== GOAL ==
Starting at the first line of the data, please print exactly those lines through the one that holds "import React from", omitting every picture.

== DATA SECTION ==
>>>>

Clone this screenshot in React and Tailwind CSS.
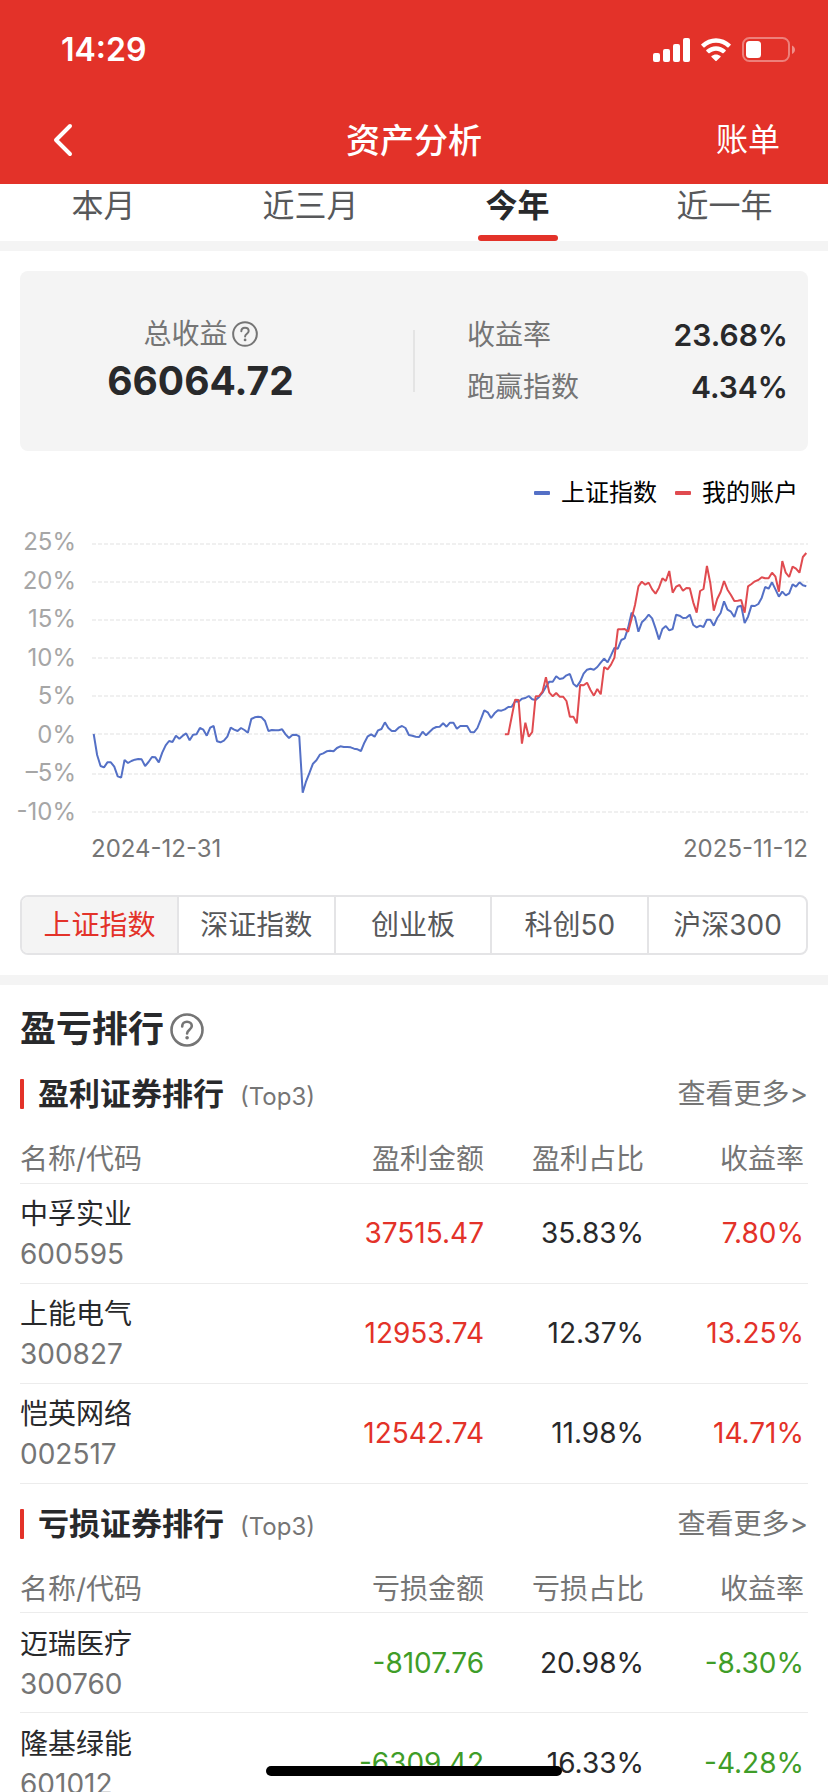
import React from "react";

const INDEX_LINE = [
  642, 705, 738, 742, 727, 727, 740, 769, 773, 720, 729, 723, 719, 717, 718, 738, 726, 711, 712, 727,
  698, 676, 663, 666, 647, 656, 647, 640, 661, 644, 643, 624, 629, 647, 623, 618, 664, 667, 662, 650,
  623, 629, 633, 624, 630, 638, 597, 592, 590, 592, 603, 633, 630, 631, 631, 628, 643, 654, 645, 644,
  649, 818, 784, 758, 731, 721, 704, 700, 694, 692, 694, 684, 679, 681, 681, 682, 686, 688, 693, 668,
  649, 643, 650, 631, 627, 607, 624, 633, 633, 623, 618, 624, 645, 647, 650, 651, 635, 646, 636, 626,
  621, 620, 610, 620, 608, 608, 626, 618, 618, 618, 636, 637, 624, 598, 571, 577, 594, 580, 571, 572,
  568, 561, 560, 544, 545, 536, 534, 528, 538, 540, 531, 518, 500, 485, 485, 469, 477, 475, 466, 462,
  491, 500, 485, 461, 449, 446, 449, 441, 428, 416, 427, 406, 384, 386, 360, 355, 323, 278, 291, 335,
  307, 297, 284, 295, 325, 358, 327, 318, 331, 327, 284, 287, 294, 293, 284, 315, 322, 317, 321, 299,
  299, 317, 294, 279, 244, 269, 275, 291, 260, 257, 309, 290, 257, 258, 252, 233, 201, 206, 187, 208,
  230, 215, 226, 220, 193, 200, 187, 196, 199,
];
const ACCOUNT_START = 120;
const ACCOUNT_LINE = [
  643, 643, 591, 539, 540, 671, 608, 650, 636, 529, 528, 515, 472, 518, 529, 519, 530, 530, 543, 590,
  590, 610, 495, 496, 488, 510, 527, 507, 523, 441, 448, 434, 413, 328, 328, 327, 335, 296, 255, 199,
  185, 194, 188, 208, 221, 203, 175, 183, 153, 218, 200, 195, 212, 204, 205, 247, 278, 213, 207, 138,
  190, 272, 237, 216, 183, 209, 225, 243, 242, 240, 278, 199, 192, 184, 180, 172, 175, 175, 158, 170,
  215, 123, 158, 171, 140, 146, 158, 111, 99,
];
const GRID_LINES = [72, 186, 300, 414, 528, 642, 762, 876];
const AXIS_LABELS = ["25%", "20%", "15%", "10%", "5%", "0%", "–5%", "-10%"];

const BAND = 2148 / 209;
const toPoints = (values, start = 0) =>
  values.map((v, i) => `${((start + i + 0.5) * BAND).toFixed(1)},${v}`).join(" ");

const PERIODS = ["本月", "近三月", "今年", "近一年"];
const INDICES = ["上证指数", "深证指数", "创业板", "科创50", "沪深300"];

const PROFITS = [
  ["中孚实业", "600595", "37515.47", "35.83%", "7.80%"],
  ["上能电气", "300827", "12953.74", "12.37%", "13.25%"],
  ["恺英网络", "002517", "12542.74", "11.98%", "14.71%"],
];
const LOSSES = [
  ["迈瑞医疗", "300760", "-8107.76", "20.98%", "-8.30%"],
  ["隆基绿能", "601012", "-6309.42", "16.33%", "-4.28%"],
];

function HelpIcon({ className }) {
  return (
    <svg viewBox="0 0 34 34" className={className} fill="none" stroke="currentColor" aria-hidden="true">
      <circle cx="17" cy="17" r="15.5" strokeWidth="2.6" />
      <path d="M12.2 13.400c0-2.800 2-4.600 4.800-4.600s4.800 1.700 4.800 4.300c0 3.500-4.700 3.700-4.700 7.300" strokeWidth="2.6" strokeLinecap="round" />
      <circle cx="17.1" cy="24.700" r="1.8" fill="currentColor" stroke="none" />
    </svg>
  );
}

function StatusBar() {
  return (
    <div className="flex h-[100px] items-center justify-between pr-[33px] pl-[61px]">
      <span className="text-[32px] leading-10 font-semibold">14:29</span>
      <div className="flex items-center gap-[10px]">
        <svg viewBox="0 0 37 24" className="h-6 w-[37px]" fill="currentColor" aria-hidden="true">
          <rect x="0" y="15" width="7" height="9" rx="2" />
          <rect x="10" y="11" width="7" height="13" rx="2" />
          <rect x="20" y="6" width="7" height="18" rx="2" />
          <rect x="30" y="0" width="7" height="24" rx="2" />
        </svg>
        <svg viewBox="0 0 32 24" className="h-6 w-8" fill="currentColor" aria-hidden="true">
          <path d="M16 4.700c4.400 0 8.500 1.700 11.600 4.700.2.200.6.200.8 0l2.300-2.300c.3-.3.300-.7 0-.9C22.500-1.900 9.500-1.900 1.300 6.200c-.3.200-.3.600 0 .9l2.300 2.300c.2.200.6.200.8 0C7.500 6.400 11.600 4.700 16 4.700z" />
          <path d="M16 12.700c2.400 0 4.700.9 6.500 2.500.2.200.6.200.9 0l2.300-2.300c.2-.3.200-.7 0-.9-5.500-5.100-13.900-5.100-19.400 0-.2.200-.2.600 0 .9l2.300 2.300c.3.200.7.200.9 0 1.800-1.600 4.100-2.500 6.500-2.500z" />
          <path d="M20.500 19c.3-.3.300-.7 0-.9-2.600-2.200-6.400-2.200-9 0-.3.200-.3.600 0 .9l4.100 4.100c.2.200.6.200.8 0z" />
        </svg>
        <svg viewBox="0 0 53 26" className="h-[26px] w-[53px]" aria-hidden="true">
          <rect x="1" y="1" width="46" height="23" rx="6.500" fill="none" stroke="#fff" strokeOpacity="0.38" strokeWidth="2" />
          <rect x="4" y="4" width="15" height="17" rx="3.500" fill="#fff" />
          <path d="M50 8.500v8.500c1.800-.8 3-2.400 3-4.200s-1.200-3.500-3-4.300z" fill="#fff" fillOpacity="0.45" />
        </svg>
      </div>
    </div>
  );
}

function SummaryRow({ label, value }) {
  return (
    <div className="flex items-center justify-between">
      <dt className="text-[28px] leading-[52px] text-[#757575]">{label}</dt>
      <dd className="text-[30px] leading-[52px] font-semibold">{value}</dd>
    </div>
  );
}

function ReturnChart() {
  return (
    <div className="mt-[22px]">
      <div className="flex items-center justify-end gap-[18px] pr-[10px] text-2xl leading-10 text-black">
        <span className="flex items-center gap-[11px]">
          <i className="h-1 w-4 rounded-[1px] bg-[#5470c6]" />
          上证指数
        </span>
        <span className="flex items-center gap-[11px]">
          <i className="h-1 w-4 rounded-[1px] bg-[#e04b50]" />
          我的账户
        </span>
      </div>
      <div className="mt-[10px] flex h-[308px] gap-4">
        <ul className="flex w-14 flex-col items-end justify-between text-2xl leading-[38px] text-[#a6a6a6]">
          {AXIS_LABELS.map((label) => (
            <li key={label} className="whitespace-nowrap">{label}</li>
          ))}
        </ul>
        <svg
          viewBox="0 9 2148 924"
          preserveAspectRatio="none"
          className="h-full min-w-0 flex-1"
          fill="none"
          role="img"
          aria-label="收益率走势"
        >
          {GRID_LINES.map((y) => (
            <line key={y} x1="0" x2="2148" y1={y} y2={y} stroke="#f0f0f0" strokeWidth="6" strokeDasharray="12 6" />
          ))}
          <polyline points={toPoints(INDEX_LINE)} stroke="#5470c6" strokeWidth="6" strokeLinejoin="bevel" />
          <polyline
            points={toPoints(ACCOUNT_LINE, ACCOUNT_START)}
            stroke="#e04b50"
            strokeWidth="6"
            strokeLinejoin="bevel"
          />
        </svg>
      </div>
      <div className="flex justify-between pl-[71px] text-2xl leading-9 text-[#757575]">
        <time dateTime="2024-12-31">2024-12-31</time>
        <time dateTime="2025-11-12">2025-11-12</time>
      </div>
    </div>
  );
}

function Ranking({ title, columns, rows, tone }) {
  return (
    <section>
      <div className="flex items-center justify-between pt-[14px]">
        <div className="flex items-center">
          <span className="h-[30px] w-1 rounded-[1px] bg-[#e33229]" />
          <h3 className="ml-[14px] text-[31px] leading-[52px] font-bold">{title}</h3>
          <span className="ml-4 pt-[6px] text-2xl text-[#757575]">(Top3)</span>
        </div>
        <a href="#more" className="text-[28px] leading-[52px] text-[#757575]">查看更多&gt;</a>
      </div>
      <table className="w-full table-fixed text-right text-[28px]">
        <colgroup>
          <col />
          <col className="w-[200px]" />
          <col className="w-[160px]" />
          <col className="w-[164px]" />
        </colgroup>
        <thead className="text-[#757575]">
          <tr className="h-[63px] border-b border-[#ececec]">
            {columns.map((name, i) => (
              <th
                key={name}
                scope="col"
                className={`pt-4 leading-10 font-normal ${i === 0 ? "text-left" : i === 3 ? "pr-1" : ""}`}
              >
                {name}
              </th>
            ))}
          </tr>
        </thead>
        <tbody>
          {rows.map(([name, code, amount, share, rate]) => (
            <tr key={code} className="h-[100px] border-b border-[#ececec]">
              <td className="pt-[2px] text-left leading-10">
                <div>{name}</div>
                <div className="text-[#757575]">{code}</div>
              </td>
              <td className={tone}>{amount}</td>
              <td>{share}</td>
              <td className={`pr-1 ${tone}`}>{rate}</td>
            </tr>
          ))}
        </tbody>
      </table>
    </section>
  );
}

export default function App() {
  return (
    <div className="h-screen overflow-hidden bg-white font-[Inter,'Noto_Sans_CJK_SC',sans-serif] text-[#28292b]">
      <header className="bg-[#e33229] text-white">
        <StatusBar />
        <div className="grid h-[84px] grid-cols-3 items-center px-12 pb-1">
          <button type="button" aria-label="返回" className="justify-self-start">
            <svg viewBox="0 0 26 34" className="h-[34px] w-[26px]" fill="none" stroke="currentColor" strokeWidth="4" aria-hidden="true">
              <path d="M22 3 8 17l14 14" strokeLinecap="round" strokeLinejoin="round" />
            </svg>
          </button>
          <h1 className="justify-self-center text-[34px] font-medium">资产分析</h1>
          <button type="button" className="justify-self-end text-[32px]">账单</button>
        </div>
      </header>

      <nav className="grid h-[57px] grid-cols-4 text-[32px] leading-[44px]">
        {PERIODS.map((name) => (
          <button
            key={name}
            type="button"
            className={`flex flex-col items-center justify-between whitespace-nowrap ${name === "今年" ? "font-bold" : "text-[#57585a]"}`}
          >
            {name}
            {name === "今年" && <span className="h-[6px] w-20 rounded-[3px] bg-[#e33229]" />}
          </button>
        ))}
      </nav>

      <main>
        <div className="h-[10px] bg-[#f4f4f4]" />
        <section className="p-5">
          <div className="grid h-[180px] grid-cols-[1fr_2px_1fr] items-center rounded-lg bg-[#f4f4f4]">
            <div className="flex flex-col items-center pr-8">
              <div className="flex items-center gap-1 text-[28px] leading-10 text-[#757575]">
                总收益
                <HelpIcon className="size-[26px]" />
              </div>
              <strong className="text-[39px] leading-[54px] font-bold">66064.72</strong>
            </div>
            <span className="h-[62px] bg-[#e4e4e4]" />
            <dl className="pr-5 pl-[52px]">
              <SummaryRow label="收益率" value="23.68%" />
              <SummaryRow label="跑赢指数" value="4.34%" />
            </dl>
          </div>

          <ReturnChart />

          <div className="mt-7 grid h-[60px] grid-cols-5 divide-x-2 divide-[#e4e4e6] overflow-hidden rounded-lg border-2 border-[#e4e4e6] text-[28px]">
            {INDICES.map((name, i) => (
              <button
                key={name}
                type="button"
                className={`whitespace-nowrap ${i === 0 ? "bg-[#f4f4f4] text-[#e33229]" : "text-[#57585a]"}`}
              >
                {name}
              </button>
            ))}
          </div>
        </section>

        <div className="h-[10px] bg-[#f4f4f4]" />
        <section className="px-5 pt-5">
          <h2 className="flex items-center gap-[6px] text-4xl leading-[49px] font-bold">
            盈亏排行
            <HelpIcon className="size-[34px] text-[#757575]" />
          </h2>
          <Ranking
            title="盈利证券排行"
            columns={["名称/代码", "盈利金额", "盈利占比", "收益率"]}
            rows={PROFITS}
            tone="text-[#e33229]"
          />
          <Ranking
            title="亏损证券排行"
            columns={["名称/代码", "亏损金额", "亏损占比", "收益率"]}
            rows={LOSSES}
            tone="text-[#3f9d28]"
          />
        </section>
      </main>

      <div className="fixed bottom-4 left-1/2 h-[10px] w-[296px] -translate-x-1/2 rounded-full bg-black" />
    </div>
  );
}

<<<<

== EXPECTED ANSWER ==
Clone this screenshot in React and Tailwind CSS.
import React from "react";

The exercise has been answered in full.